The regulatory overhaul aims to democratize startup investment while maintaining robust investor protection mechanisms. By including accredited investors in the QIB definition specifically for angel fund investments, SEBI is working to strike a balance between expanding capital access and ensuring investor safety in high-risk startup ventures.
“This proposed regulatory change could be a game-changer for Tamil Nadu’s startup ecosystem,” says Rajesh Kumar, President of the Tamil Nadu Startup and Innovation Association. “We’re seeing increasing interest from high-net-worth individuals who want to invest in local startups but have been constrained by existing regulations. Removing these barriers could unlock substantial capital for our entrepreneurs.”
The timing of SEBI’s proposal coincides with Tamil Nadu’s emergence as a prominent startup hub. The state has witnessed a 45% year-over-year growth in startup registrations, with over 4,200 active startups currently operating across various sectors. The proposed regulatory changes could significantly amplify this growth trajectory.
For angel funds, the removal of the 200-investor cap represents a particularly significant development. Current regulations restrict angel funds to 200 investors, limiting their capital-raising abilities despite growing investor interest. The proposed changes would eliminate this artificial ceiling, allowing funds to accept investments from a broader pool of qualified investors.
Dr. Lakshmi Narayanan, a venture capital expert at IIT Madras, explains the potential impact: “Tamil Nadu’s startup ecosystem has been crying out for more early-stage capital. By expanding the QIB definition and removing investor caps, SEBI is essentially creating a new category of sophisticated investors who can participate in startup funding. This could lead to a 2-3x increase in available capital for early-stage startups in the region.”
The proposed reforms come at a crucial time for Tamil Nadu’s startup sector. Recent data from the state’s Startup and Innovation Hub shows that local startups raised ₹12,000 crores in funding during 2024, with angel investments accounting for approximately 15% of this amount. Industry experts predict that the proposed regulatory changes could potentially double the angel investment component within the next two years.

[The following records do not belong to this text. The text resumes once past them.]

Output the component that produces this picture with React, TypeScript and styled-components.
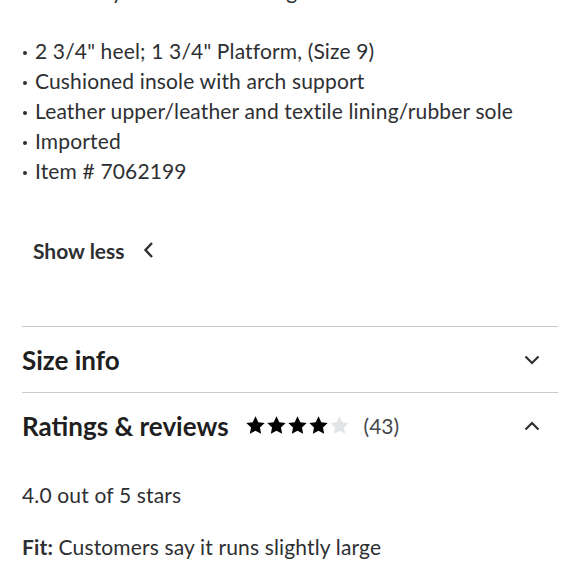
import React from "react";
import styled, { createGlobalStyle } from "styled-components";

const GlobalStyle = createGlobalStyle`
  html, body {
    margin: 0;
    padding: 0;
    background: #ffffff;
  }
  body {
    font-family: Lato, "Open Sans", sans-serif;
    color: #2e2f32;
    overflow: hidden;
  }
`;

const StyledPage = styled.div`
  width: 580px;
  height: 580px;
  overflow: hidden;
  padding: 0 22px;
  box-sizing: border-box;
`;

const StyledIntro = styled.p`
  margin: -24px 0 0 0;
  font-size: 21px;
  line-height: 30px;
  letter-spacing: 0.15px;
`;

const StyledList = styled.ul`
  list-style: none;
  margin: 30px 0 0 0;
  padding: 0;
`;

const StyledItem = styled.li`
  font-size: 21px;
  line-height: 30px;
  letter-spacing: 0.15px;
  display: flex;
  align-items: center;

  &::before {
    content: "";
    width: 4px;
    height: 4px;
    border-radius: 50%;
    background: #2e2f32;
    margin: 3px 8px 0 1px;
    flex-shrink: 0;
  }
`;

const StyledToggle = styled.button`
  display: flex;
  align-items: center;
  gap: 18px;
  margin: 49px 0 0 11px;
  padding: 0;
  border: none;
  background: none;
  font-family: Lato, sans-serif;
  font-size: 21px;
  font-weight: 700;
  color: #2e2f32;
  height: 30px;
`;

const StyledSection = styled.div<{ $first?: boolean }>`
  border-top: 1px solid #c9cacc;
  margin-top: ${(p) => (p.$first ? "61px" : "0")};
  height: 65px;
  display: flex;
  align-items: center;
  justify-content: space-between;
`;

const StyledSectionTitle = styled.div`
  display: flex;
  align-items: center;
  font-size: 26px;
  font-weight: 700;
  color: #1f1f21;
`;

const StyledStars = styled.span`
  display: inline-flex;
  margin-left: 16px;
`;

const StyledCount = styled.span`
  font-size: 21px;
  font-weight: 400;
  color: #46474a;
  margin-left: 14px;
`;

const StyledChevron = styled.svg`
  margin-right: 18px;
`;

const StyledBody = styled.div`
  padding-top: 22px;
`;

const StyledLine = styled.p`
  margin: 0 0 22px 0;
  font-size: 21px;
  line-height: 30px;
  letter-spacing: 0.15px;
`;

const Star = ({ filled }: { filled: boolean }) => (
  <svg width="21" height="21" viewBox="0 0 24 24">
    <path
      d="M12 1.5l3.2 6.7 7.3.9-5.4 5.1 1.4 7.3L12 17.9l-6.5 3.6 1.4-7.3-5.4-5.1 7.3-.9z"
      fill={filled ? "#000000" : "#e3e4e5"}
    />
  </svg>
);

const bullets = [
  "2 3/4\" heel; 1 3/4\" Platform, (Size 9)",
  "Cushioned insole with arch support",
  "Leather upper/leather and textile lining/rubber sole",
  "Imported",
  "Item # 7062199",
];

export default function App() {
  return (
    <>
      <GlobalStyle />
      <StyledPage>
        <StyledIntro>Beautifully made with a lining</StyledIntro>
        <StyledList>
          {bullets.map((b) => (
            <StyledItem key={b}>{b}</StyledItem>
          ))}
        </StyledList>
        <StyledToggle>
          Show less
          <svg width="12" height="18" viewBox="0 0 12 18">
            <path d="M9 2L2.5 9 9 16" fill="none" stroke="#2e2f32" strokeWidth="2.4" />
          </svg>
        </StyledToggle>
        <StyledSection $first>
          <StyledSectionTitle>Size info</StyledSectionTitle>
          <StyledChevron width="16" height="10" viewBox="0 0 16 10">
            <path d="M1.5 1.5L8 8l6.5-6.5" fill="none" stroke="#2e2f32" strokeWidth="2.2" />
          </StyledChevron>
        </StyledSection>
        <StyledSection>
          <StyledSectionTitle>
            Ratings &amp; reviews
            <StyledStars>
              {[1, 2, 3, 4, 5].map((n) => (
                <Star key={n} filled={n <= 4} />
              ))}
            </StyledStars>
            <StyledCount>(43)</StyledCount>
          </StyledSectionTitle>
          <StyledChevron width="16" height="10" viewBox="0 0 16 10">
            <path d="M1.5 8.5L8 2l6.5 6.5" fill="none" stroke="#2e2f32" strokeWidth="2.2" />
          </StyledChevron>
        </StyledSection>
        <StyledBody>
          <StyledLine>4.0 out of 5 stars</StyledLine>
          <StyledLine>
            <b>Fit:</b> Customers say it runs slightly large
          </StyledLine>
        </StyledBody>
      </StyledPage>
    </>
  );
}
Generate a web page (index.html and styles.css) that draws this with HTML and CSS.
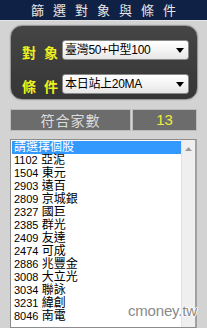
FILE: index.html
```html
<!DOCTYPE html>
<html>
<head>
<meta charset="utf-8">
<link rel="stylesheet" href="styles.css">
</head>
<body>
<div class="page">
  <div class="header">篩選對象與條件</div>
  <div class="panel">
    <div class="row">
      <div class="label">對象</div>
      <div class="select"><span class="sel-text">臺灣50+中型100</span><svg class="arrow" width="8" height="5" viewBox="0 0 8 5"><path d="M0 0H8L4 5Z" fill="#000"/></svg></div>
    </div>
    <div class="row">
      <div class="label">條件</div>
      <div class="select"><span class="sel-text">本日站上20MA</span><svg class="arrow" width="8" height="5" viewBox="0 0 8 5"><path d="M0 0H8L4 5Z" fill="#000"/></svg></div>
    </div>
  </div>
  <div class="count">
    <div class="count-label">符合家數</div>
    <div class="count-value">13</div>
  </div>
  <div class="listbox">
    <div class="items">
      <div class="item selected">請選擇個股</div>
      <div class="item"><span class="code">1102</span> 亞泥</div>
      <div class="item"><span class="code">1504</span> 東元</div>
      <div class="item"><span class="code">2903</span> 遠百</div>
      <div class="item"><span class="code">2809</span> 京城銀</div>
      <div class="item"><span class="code">2327</span> 國巨</div>
      <div class="item"><span class="code">2385</span> 群光</div>
      <div class="item"><span class="code">2409</span> 友達</div>
      <div class="item"><span class="code">2474</span> 可成</div>
      <div class="item"><span class="code">2886</span> 兆豐金</div>
      <div class="item"><span class="code">3008</span> 大立光</div>
      <div class="item"><span class="code">3034</span> 聯詠</div>
      <div class="item"><span class="code">3231</span> 緯創</div>
      <div class="item"><span class="code">8046</span> 南電</div>
    </div>
    <div class="scrollbar">
      <svg class="up" width="7" height="4" viewBox="0 0 7 4"><path d="M0 4L3.5 0L7 4Z" fill="#9a9a9a"/></svg>
    </div>
  </div>
  <div class="watermark">cmoney.tw</div>
</div>
</body>
</html>
```
FILE: styles.css
```css
html, body {
  margin: 0;
  padding: 0;
}
body {
  width: 207px;
  height: 328px;
  overflow: hidden;
  background: #d3d3d3;
  font-family: "Liberation Sans", "Noto Sans CJK TC", sans-serif;
}
.page {
  position: relative;
  width: 207px;
  height: 328px;
  overflow: hidden;
  display: flex;
  flex-direction: column;
}
.header {
  height: 20px;
  line-height: 20px;
  background: #0f2246;
  border-bottom: 1px solid #e4e4e4;
  color: #e8e8e8;
  font-family: "Noto Sans CJK TC", sans-serif;
  font-size: 13px;
  letter-spacing: 9px;
  padding-left: 9px;
  text-align: center;
}
.panel {
  margin: 4px 9px 0 10px;
  height: 76px;
  border-radius: 12px;
  background: linear-gradient(#454545, #363636);
  border: 1px solid #9a9a9a;
  box-shadow: 0 0 0 1px #c8c8c8;
  padding: 12px 8px 0 11px;
  display: flex;
  flex-direction: column;
  gap: 10px;
  box-sizing: border-box;
  height: 79px;
}
.row {
  display: flex;
  align-items: center;
  gap: 3px;
}
.label {
  width: 37px;
  color: #f0f01e;
  font-family: "Noto Sans CJK TC", sans-serif;
  font-weight: bold;
  font-size: 14px;
  letter-spacing: 8px;
  line-height: 20px;
  white-space: nowrap;
  padding-top: 4px;
}
.select {
  width: 127px;
  height: 20px;
  box-sizing: border-box;
  background: linear-gradient(#ffffff, #f4f4f4 50%, #e6e6e6);
  border: 1px solid #8a8a8a;
  border-radius: 3px;
  display: flex;
  align-items: center;
  justify-content: space-between;
  padding: 0 4px 0 2px;
}
.sel-text {
  font-size: 12px;
  color: #000;
  line-height: 18px;
  letter-spacing: -0.3px;
}
.arrow {
  display: block;
}
.count {
  margin: 9px 10px 0 10px;
  height: 22px;
  display: flex;
  gap: 1px;
}
.count-label {
  width: 121px;
  box-sizing: border-box;
  background: #6c6c6c;
  border: 1px solid #bdbdbd;
  color: #dcdcdc;
  font-family: "Noto Sans CJK TC", sans-serif;
  font-size: 14px;
  line-height: 20px;
  text-align: center;
  letter-spacing: 1px;
}
.count-value {
  flex: 1;
  box-sizing: border-box;
  background: #6c6c6c;
  border: 1px solid #bdbdbd;
  color: #ecec3a;
  font-size: 15px;
  line-height: 20px;
  text-align: center;
}
.listbox {
  margin: 8px 10px 0 10px;
  height: 200px;
  box-sizing: border-box;
  background: #fff;
  border: 1px solid #8c8c8c;
  border-right: 2px solid #a0a0a0;
  display: flex;
}
.items {
  flex: 1;
  padding: 1px 0 0 1px;
}
.item {
  height: 13px;
  line-height: 13px;
  font-size: 12px;
  color: #000;
  padding-left: 2px;
  white-space: nowrap;
}
.item.selected {
  background: #3399ff;
  color: #fff;
}
.code {
  font-size: 11px;
}
.scrollbar {
  width: 13px;
  background: #efefef;
  border-left: 1px solid #e2e2e2;
  display: flex;
  justify-content: center;
  padding-top: 7px;
  align-items: flex-start;
}
.up {
  display: block;
}
.watermark {
  position: absolute;
  left: 128px;
  top: 302px;
  font-size: 15px;
  color: #8a8a8a;
  font-family: "Liberation Sans", sans-serif;
  text-shadow: 1px 0 0 #fff, -1px 0 0 #fff, 0 1px 0 #fff, 0 -1px 0 #fff;
  letter-spacing: -0.2px;
}
```
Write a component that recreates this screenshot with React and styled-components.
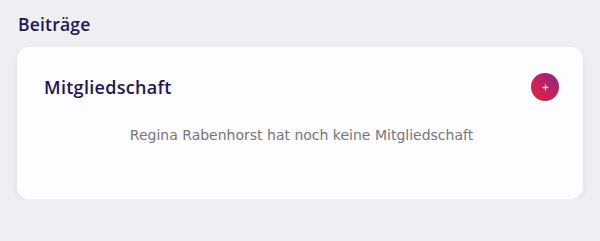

For Chennai-based startups, particularly those in deep tech, healthcare, and manufacturing innovation, the timing couldn’t be better. The city has emerged as India’s SaaS capital, with over 1,000 software product companies calling it home. The expanded investor pool could provide these companies with much-needed early-stage capital to scale their operations.
The implications for Tamil Nadu’s startup ecosystem are far-reaching. Beyond the immediate benefit of increased capital availability, the reforms could attract more experienced investors who bring valuable mentorship and industry connections. This could strengthen the state’s startup support infrastructure and potentially attract more entrepreneurs to set up their ventures in Tamil Nadu.
SEBI is currently seeking stakeholder feedback on these proposed changes, with a particular focus on how to structure the accredited investor framework within the QIB definition. The regulator aims to finalize these reforms by mid-2025, potentially ushering in a new era of startup funding in the region.